> [Provided material]
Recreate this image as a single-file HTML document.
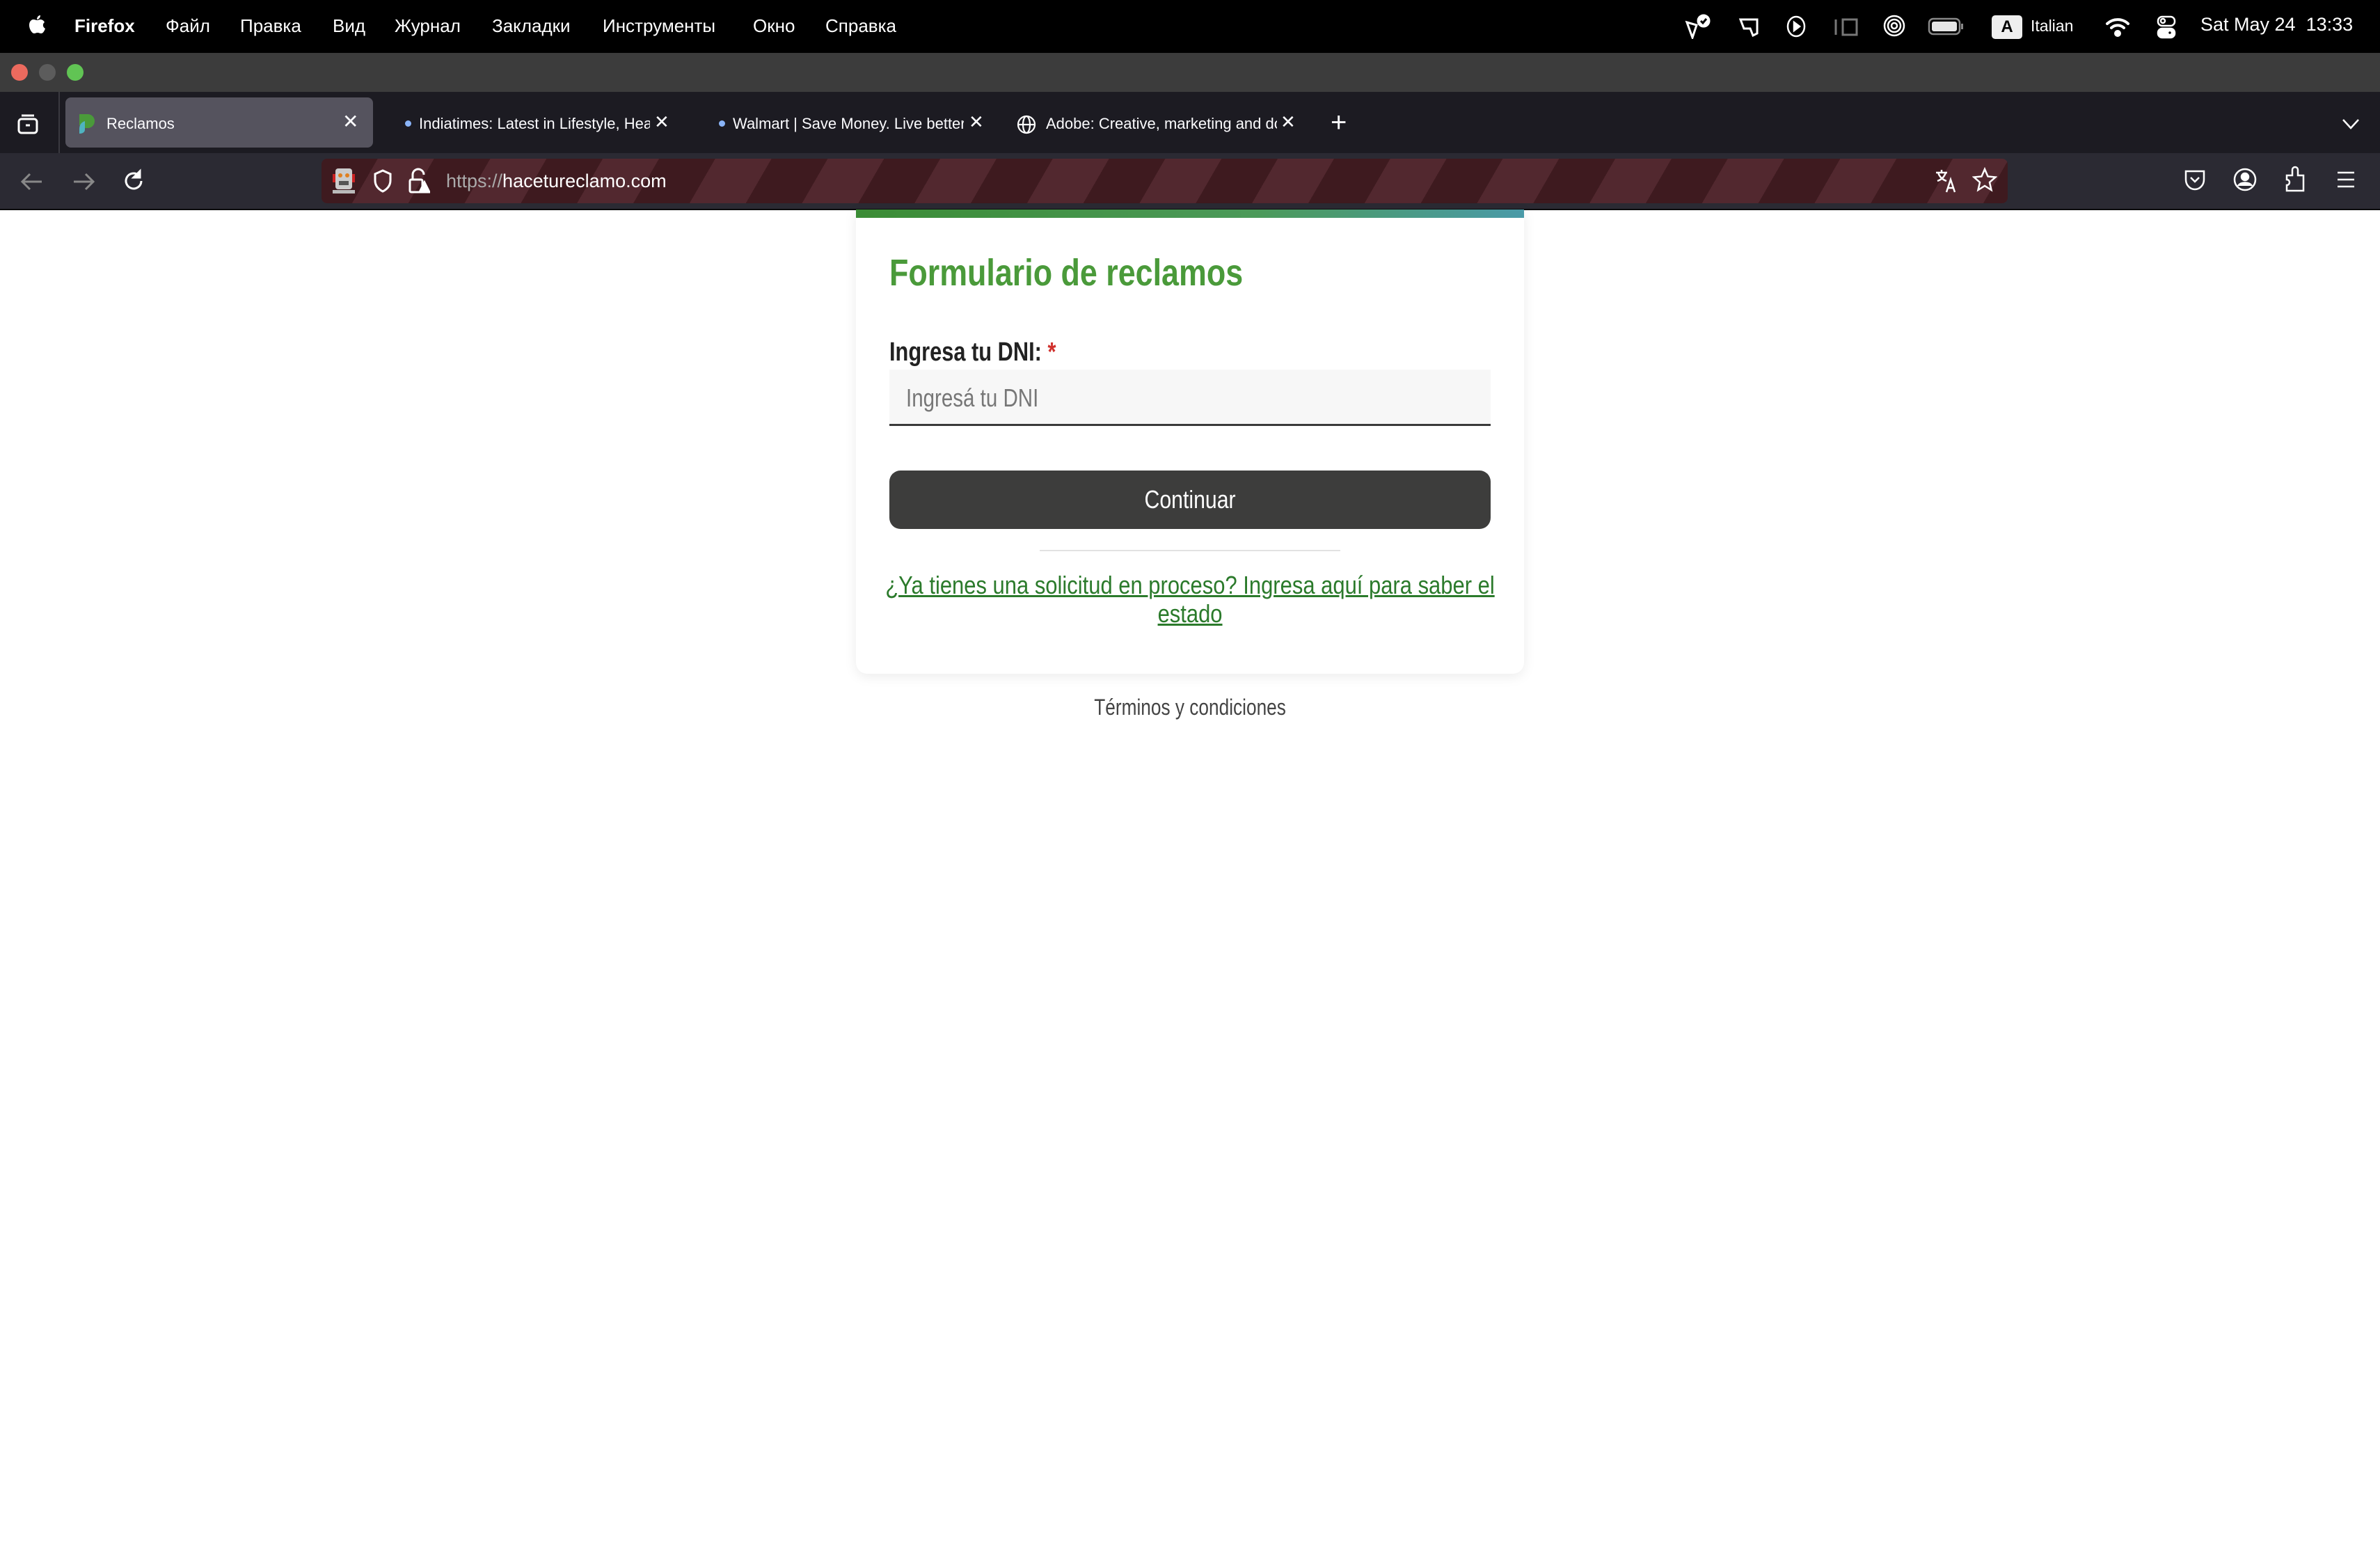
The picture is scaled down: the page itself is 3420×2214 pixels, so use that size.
<!DOCTYPE html>
<html><head><meta charset="utf-8"><style>
*{margin:0;padding:0;box-sizing:border-box}
body{width:3420px;height:2214px;background:#fff;position:relative;overflow:hidden;font-family:"Liberation Sans","Noto Sans CJK SC",sans-serif}
.abs{position:absolute;white-space:nowrap}
#menu{position:absolute;left:0;top:0;width:3420px;height:76px;background:#000;color:#fff;font-size:26px}
#menu .abs{top:22px}
#title{position:absolute;left:0;top:76px;width:3420px;height:56px;background:#3c3c3c}
.tl{position:absolute;top:92px;width:24px;height:24px;border-radius:50%}
#tabs{position:absolute;left:0;top:132px;width:3420px;height:88px;background:#1c1b22;color:#fbfbfe;font-size:22px}
#tool{position:absolute;left:0;top:220px;width:3420px;height:82px;background:#2b2a33;border-bottom:2px solid #0c0c0d}
#url{position:absolute;left:462px;top:228px;width:2423px;height:64px;border-radius:8px;background:repeating-linear-gradient(120deg,#3e1a1f 0 70px,#52282f 70px 140px)}
.n{display:inline-block;transform:scaleX(.82);transform-origin:left center}
.c{display:inline-block;transform:scaleX(.82);transform-origin:center center}
svg{position:absolute}
</style></head><body>
<div id="menu">
<svg style="left:40px;top:20px" width="26" height="32" viewBox="0 0 26 32"><path d="M18 2c0 3-2 6-5 6 0-3 2-6 5-6zM13 9c2 0 4-1 5-1 3 0 5 2 6 4-3 2-3 7 1 9-1 3-3 7-6 7-2 0-3-1-5-1s-3 1-5 1c-3 0-7-6-7-12 0-5 3-8 6-8 2 0 4 1 5 1z" fill="#fff"/></svg>
<div class="abs" style="left:107px;font-weight:bold">Firefox</div>
<div class="abs" style="left:238px">Файл</div>
<div class="abs" style="left:345px">Правка</div>
<div class="abs" style="left:478px">Вид</div>
<div class="abs" style="left:567px">Журнал</div>
<div class="abs" style="left:707px">Закладки</div>
<div class="abs" style="left:866px">Инструменты</div>
<div class="abs" style="left:1082px">Окно</div>
<div class="abs" style="left:1186px">Справка</div>
<svg style="left:2420px;top:20px" width="40" height="36" viewBox="0 0 40 36" fill="none" stroke="#fff" stroke-width="3"><path d="M4 12l14 4-6 18z"/><circle cx="28" cy="10" r="8" fill="#fff"/><path d="M24 10l3 3 5-6" stroke="#000"/></svg>
<svg style="left:2498px;top:24px" width="32" height="30" viewBox="0 0 32 30" fill="none" stroke="#fff" stroke-width="3"><path d="M3 4h24v20l-6 3-4-10H8z"/></svg>
<svg style="left:2566px;top:22px" width="30" height="32" viewBox="0 0 30 32" fill="none" stroke="#fff" stroke-width="2.5"><ellipse cx="15" cy="16" rx="12" ry="14"/><path d="M12 10v12l8-6z" fill="#fff"/></svg>
<svg style="left:2634px;top:24px" width="38" height="30" viewBox="0 0 38 30" fill="none" stroke="#777" stroke-width="3"><path d="M4 4v22M14 4h20v22H14z"/></svg>
<svg style="left:2705px;top:20px" width="34" height="36" viewBox="0 0 34 36" fill="none" stroke="#fff" stroke-width="2.5"><circle cx="17" cy="17" r="14"/><circle cx="17" cy="17" r="9"/><circle cx="17" cy="17" r="4"/></svg>
<svg style="left:2770px;top:25px" width="52" height="26" viewBox="0 0 52 26"><rect x="2" y="2" width="44" height="22" rx="6" fill="none" stroke="#888" stroke-width="2.5"/><rect x="6" y="6" width="36" height="14" rx="3" fill="#e5e5e5"/><rect x="48" y="9" width="3" height="8" fill="#888"/></svg>
<div class="abs" style="left:2862px;top:22px;width:44px;height:34px;background:#eee;border-radius:5px;color:#000;text-align:center;font-weight:bold;font-size:24px;line-height:34px">A</div>
<div class="abs" style="left:2918px;top:24px;font-size:23px">Italian</div>
<svg style="left:3024px;top:24px" width="38" height="30" viewBox="0 0 38 30" fill="none" stroke="#fff" stroke-width="4" stroke-linecap="round"><path d="M4 10a22 22 0 0 1 30 0M10 16a13 13 0 0 1 18 0"/><circle cx="19" cy="24" r="3" fill="#fff"/></svg>
<svg style="left:3098px;top:22px" width="30" height="34" viewBox="0 0 30 34" fill="none" stroke="#fff" stroke-width="2.5"><rect x="3" y="2" width="24" height="13" rx="6"/><rect x="3" y="19" width="24" height="13" rx="6" fill="#fff"/><circle cx="10" cy="8" r="3"/><circle cx="20" cy="25" r="3" fill="#000"/></svg>
<div class="abs" style="left:3162px;top:20px;font-size:27px">Sat May 24&nbsp; 13:33</div>
</div>
<div id="title"></div>
<div class="tl" style="left:16px;background:#ec6a5e"></div>
<div class="tl" style="left:56px;background:#5c5c5c"></div>
<div class="tl" style="left:96px;background:#61c454"></div>
<div id="tabs">
<div class="abs" style="left:84px;top:0;width:2px;height:88px;background:#3a3940"></div>
<svg style="left:24px;top:30px" width="32" height="32" viewBox="0 0 32 32" fill="none" stroke="#fff" stroke-width="3"><rect x="3" y="9" width="26" height="20" rx="4"/><path d="M7 4h18"/><path d="M13 18h6"/></svg>
<div class="abs" style="left:94px;top:8px;width:442px;height:72px;background:#55535e;border-radius:8px"></div>
<svg style="left:112px;top:30px" width="28" height="32" viewBox="0 0 28 32"><path d="M2 2h12a10 10 0 0 1 0 20H10v-4H2z" fill="#4a9a3a"/><path d="M10 12c-6 2-8 6-8 12v6c6 0 8-3 8-6z" fill="#4fb3c0"/></svg>
<div class="abs" style="left:153px;top:33px">Reclamos</div>
<div class="abs" style="left:492px;top:26px;font-size:28px">✕</div>
<div class="abs" style="left:582px;top:41px;width:9px;height:9px;border-radius:50%;background:#8ab4f8"></div>
<div class="abs" style="left:602px;top:33px;width:332px;overflow:hidden">Indiatimes: Latest in Lifestyle, Health</div>
<div class="abs" style="left:940px;top:28px;font-size:26px">✕</div>
<div class="abs" style="left:1033px;top:41px;width:9px;height:9px;border-radius:50%;background:#8ab4f8"></div>
<div class="abs" style="left:1053px;top:33px;width:332px;overflow:hidden">Walmart | Save Money. Live better</div>
<div class="abs" style="left:1392px;top:28px;font-size:26px">✕</div>
<svg style="left:1460px;top:32px" width="30" height="30" viewBox="0 0 30 30" fill="none" stroke="#fff" stroke-width="2.2"><circle cx="15" cy="15" r="12"/><ellipse cx="15" cy="15" rx="5" ry="12"/><path d="M3 15h24"/></svg>
<div class="abs" style="left:1503px;top:33px;width:332px;overflow:hidden">Adobe: Creative, marketing and document</div>
<div class="abs" style="left:1840px;top:28px;font-size:26px">✕</div>
<div class="abs" style="left:1912px;top:22px;font-size:40px;font-weight:300">+</div>
<svg style="left:3364px;top:36px" width="28" height="20" viewBox="0 0 28 20" fill="none" stroke="#fff" stroke-width="2.5"><path d="M3 4l11 12 11-12"/></svg>
</div>
<div id="tool">
<svg style="left:28px;top:26px" width="36" height="30" viewBox="0 0 36 30" fill="none" stroke="#888" stroke-width="3"><path d="M32 15H5M15 4L4 15l11 11"/></svg>
<svg style="left:102px;top:26px" width="36" height="30" viewBox="0 0 36 30" fill="none" stroke="#888" stroke-width="3"><path d="M4 15h27M21 4l11 11-11 11"/></svg>
<svg style="left:174px;top:22px" width="36" height="36" viewBox="0 0 36 36" fill="none" stroke="#fff" stroke-width="3"><path d="M29 18a11 11 0 1 1-4-8.5"/><path d="M27 4v9h-9z" fill="#fff"/></svg>
</div>
<div id="url">
<svg style="left:16px;top:12px" width="32" height="40" viewBox="0 0 32 40"><rect x="4" y="2" width="24" height="30" rx="4" fill="#ccc"/><circle cx="11" cy="12" r="3" fill="#e08020"/><circle cx="21" cy="12" r="3" fill="#e08020"/><rect x="9" y="20" width="14" height="6" fill="#555"/><rect x="0" y="33" width="32" height="5" fill="#bbb"/><rect x="0" y="10" width="4" height="12" fill="#c22"/><rect x="28" y="10" width="4" height="12" fill="#c22"/></svg>
<svg style="left:73px;top:14px" width="30" height="36" viewBox="0 0 30 36" fill="none" stroke="#fff" stroke-width="3"><path d="M15 3l11 5v9c0 8-5 13-11 16C9 30 4 25 4 17V8z"/></svg>
<svg style="left:124px;top:12px" width="32" height="40" viewBox="0 0 32 40" fill="none" stroke="#fff" stroke-width="3"><path d="M7 18v-7a8 8 0 0 1 16 0"/><rect x="3" y="18" width="18" height="18" rx="2"/><path d="M24 22l7 14H17z" fill="#fff"/></svg>
<div class="abs" style="left:179px;top:17px;font-size:27px;color:#aaa">https://<span style="color:#fff">hacetureclamo.com</span></div>
<svg style="left:2318px;top:14px" width="34" height="36" viewBox="0 0 34 36" fill="none" stroke="#fff" stroke-width="2.5"><path d="M2 6h16M10 2v4M5 6c2 6 6 10 12 12M16 6c-2 6-6 10-12 12"/><path d="M17 34l6-18 6 18M19 28h8"/></svg>
<svg style="left:2372px;top:12px" width="36" height="38" viewBox="0 0 36 38" fill="none" stroke="#fff" stroke-width="2.5"><path d="M18 3l4.5 10.5 11 1-8.5 7.5 2.5 11L18 27l-9.5 6 2.5-11L2.5 14.5l11-1z"/></svg>
</div>
<svg style="left:3138px;top:242px" width="32" height="36" viewBox="0 0 32 36" fill="none" stroke="#fff" stroke-width="2.5"><path d="M3 4h26v12c0 8-6 14-13 14S3 24 3 16z"/><path d="M10 13l6 6 6-6"/></svg>
<svg style="left:3208px;top:240px" width="36" height="36" viewBox="0 0 36 36" fill="none" stroke="#fff" stroke-width="2.5"><circle cx="18" cy="18" r="15"/><circle cx="18" cy="14" r="5" fill="#fff"/><path d="M8 27c4-6 16-6 20 0" fill="#fff"/></svg>
<svg style="left:3282px;top:238px" width="34" height="40" viewBox="0 0 34 40" fill="none" stroke="#fff" stroke-width="2.5"><path d="M4 14h8V6a4 4 0 0 1 8 0v8h8v22H4V28a4 4 0 0 0 0-8z"/></svg>
<svg style="left:3356px;top:244px" width="30" height="28" viewBox="0 0 30 28" fill="none" stroke="#fff" stroke-width="2.5"><path d="M3 4h24M3 14h24M3 24h24"/></svg>

<div class="abs" style="left:1230px;top:301px;width:960px;height:667px;background:#fff;border-radius:0 0 16px 16px;box-shadow:0 4px 18px rgba(0,0,0,.08)"></div>
<div class="abs" style="left:1230px;top:301px;width:960px;height:12px;background:linear-gradient(90deg,#3b8c35,#4c9a5a 60%,#4a9aa8)"></div>
<div class="abs" style="left:1278px;top:361px;font-size:54px;font-weight:bold;color:#4a9a3a"><span class="n" style="transform:scaleX(.83)">Formulario de reclamos</span></div>
<div class="abs" style="left:1278px;top:485px;font-size:38px;font-weight:bold;color:#222"><span class="n" style="transform:scaleX(.81)">Ingresa tu DNI: <span style="color:#d0312d">*</span></span></div>
<div class="abs" style="left:1278px;top:531px;width:864px;height:81px;background:#f7f7f7;border-bottom:3px solid #3a3a3a"></div>
<div class="abs" style="left:1302px;top:551px;font-size:36px;color:#777"><span class="n" style="transform:scaleX(.82)">Ingresá tu DNI</span></div>
<div class="abs" style="left:1278px;top:676px;width:864px;height:84px;background:#3d3d3c;border-radius:16px;color:#fff;font-size:36px;text-align:center;line-height:84px"><span class="c" style="transform:scaleX(.84)">Continuar</span></div>
<div class="abs" style="left:1494px;top:790px;width:432px;height:2px;background:#e2e2e2"></div>
<div class="abs" style="left:710px;top:820px;width:2000px;text-align:center;font-size:36px;line-height:41px;color:#2b7a2b"><span class="c" style="transform:scaleX(.86);text-decoration:underline">¿Ya tienes una solicitud en proceso? Ingresa aquí para saber el</span><br><span class="c" style="transform:scaleX(.86);text-decoration:underline">estado</span></div>
<div class="abs" style="left:1230px;top:998px;width:960px;text-align:center;font-size:32px;color:#444"><span class="c" style="transform:scaleX(.82)">Términos y condiciones</span></div>
</body></html>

> [To be done] Each line that holds the string "document" counts once; give the total and nothing else.

> [Finished task] 2